There are a million reasons why I want to do this list, but the first is that I had built up a relationship with a guy in my head. For five years. For five years, I didn't let my life move past a certain point until this past week when God sent me a wake-up call. The guy started dating someone else.

Many tears, a lot of anger - at God, myself, and others - followed. How could this have happened? Didn't God see that this hurt? Couldn't he see my pain?

I was not only devastated, I felt cheated. Cheated out of time, feelings, energy, and most of all emotions that should be reserved by a God who will always pursue me, and will always return the love I have for him, no matter what.

So, my life will change.
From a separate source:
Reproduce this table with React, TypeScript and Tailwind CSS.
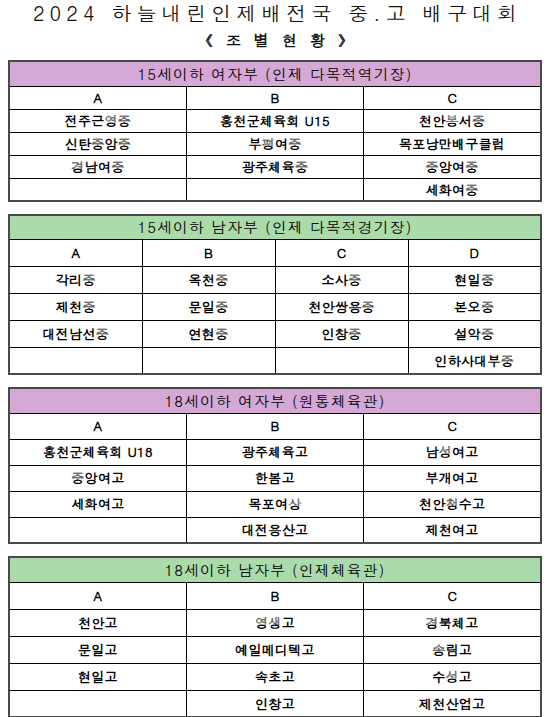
const font = "font-['Dotum','Gulim','Noto_Sans_CJK_KR',sans-serif]";

type Group = {
  title: string;
  color: string;
  heads: string[];
  widths: string[];
  rows: string[][];
  headH: string;
  rowH: string;
};

const groups: Group[] = [
  {
    title: "15세이하 여자부 (인제 다목적역기장)",
    color: "bg-[#d5a8d5]",
    heads: ["A", "B", "C"],
    widths: ["w-[177px]", "w-[178px]", "w-[179px]"],
    rows: [
      ["전주근영중", "홍천군체육회 U15", "천안봉서중"],
      ["신탄중앙중", "부평여중", "목포낭만배구클럽"],
      ["경남여중", "광주체육중", "중앙여중"],
      ["", "", "세화여중"],
    ],
    headH: "h-[25px]",
    rowH: "h-[23px]",
  },
  {
    title: "15세이하 남자부 (인제 다목적경기장)",
    color: "bg-[#abdaab]",
    heads: ["A", "B", "C", "D"],
    widths: ["w-[143px]", "w-[136px]", "w-[146px]", "w-[109px]"],
    rows: [
      ["각리중", "옥천중", "소사중", "현일중"],
      ["제천중", "문일중", "천안쌍용중", "본오중"],
      ["대전남선중", "연현중", "인창중", "설악중"],
      ["", "", "", "인하사대부중"],
    ],
    headH: "h-[24px]",
    rowH: "h-[27px]",
  },
  {
    title: "18세이하 여자부 (원통체육관)",
    color: "bg-[#d5a8d5]",
    heads: ["A", "B", "C"],
    widths: ["w-[179px]", "w-[179px]", "w-[176px]"],
    rows: [
      ["홍천군체육회 U18", "광주체육고", "남성여고"],
      ["중앙여고", "한봄고", "부개여고"],
      ["세화여고", "목포여상", "천안청수고"],
      ["", "대전용산고", "제천여고"],
    ],
    headH: "h-[25px]",
    rowH: "h-[26px]",
  },
  {
    title: "18세이하 남자부 (인제체육관)",
    color: "bg-[#abdaab]",
    heads: ["A", "B", "C"],
    widths: ["w-[179px]", "w-[179px]", "w-[176px]"],
    rows: [
      ["천안고", "영생고", "경북체고"],
      ["문일고", "예일메디텍고", "송림고"],
      ["현일고", "속초고", "수성고"],
      ["", "인창고", "제천산업고"],
    ],
    headH: "h-[25px]",
    rowH: "h-[27px]",
  },
];

function GroupTable({ g }: { g: Group }) {
  return (
    <table className="w-[534px] border-collapse border-2 border-[#4a4a4a] table-fixed">
      <thead>
        <tr className={g.headH}>
          <th colSpan={g.heads.length} className={`${g.color} border border-black text-[15px] tracking-[1px] font-normal text-black p-0`}>
            {g.title}
          </th>
        </tr>
        <tr className={g.rowH}>
          {g.heads.map((h, i) => (
            <th key={h} className={`${g.widths[i]} border border-black text-[13px] font-bold text-black p-0`}>
              {h}
            </th>
          ))}
        </tr>
      </thead>
      <tbody>
        {g.rows.map((r, ri) => (
          <tr key={ri} className={g.rowH}>
            {r.map((c, ci) => (
              <td key={ci} className="border border-black text-center text-[13px] tracking-[0.3px] font-bold text-black p-0">
                {c}
              </td>
            ))}
          </tr>
        ))}
      </tbody>
    </table>
  );
}

export default function App() {
  return (
    <main className={`w-[555px] min-h-[717px] bg-white ${font}`}>
      <header className="h-[60px] flex flex-col items-center pt-[2px]">
        <h1 className="text-[20px] leading-[22px] font-semibold tracking-[5px] text-[#111]">
          2024 하늘내린인제배전국 중.고 배구대회
        </h1>
        <p className="mt-[6px] text-[15px] leading-[20px] font-bold tracking-[4px] text-[#111]">
          《 조 별 현 황 》
        </p>
      </header>
      <div className="pl-[8px] flex flex-col gap-[12px]">
        {groups.map((g) => (
          <GroupTable key={g.title} g={g} />
        ))}
      </div>
    </main>
  );
}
For the better. I will choose to live my life to the fullest, and as God intended it.

Monday, September 14, 2009

The plan...

I'm convinced that single women can sometimes feel stuck in life.
In the virtual playground of your world, sometimes you feel like the last one picked for all of the good teams.
No one's picked you for marriage. Last. Your friends are all married and have their spouses as their best friends. Last. You're the sibling who hasn't married, and thus can't provide grand children. Last.
At least that's how I feel sometimes. While I"m not bringing that up to throw a pity party for myself, I'm just making a point that life as a single woman is hard to navigate.
So, to get myself out of this rut, I'm making a goal. While I'm perfectly comfortable in my life as it is, in one year I'm taking an adventure. I'm putting out there for all the world to see, that the next year will be to seek God and trust him in the next step part of my life. This next chapter.
I don't know where I'm going. I don't know where I'll be. But in one year, I will be somewhere different.
I know that the saying is that "human's make plans, and God laughs," so I realize that this is a human deadline, and the actual date may change. But as I seek God, and seek His heart, I plan on seeing a change not only in how I view life, but also how I see my world.
So, you can join me. Or not. Or just live vicariously through me. I don't care. But just know that we're going to see some fun adventures along the way!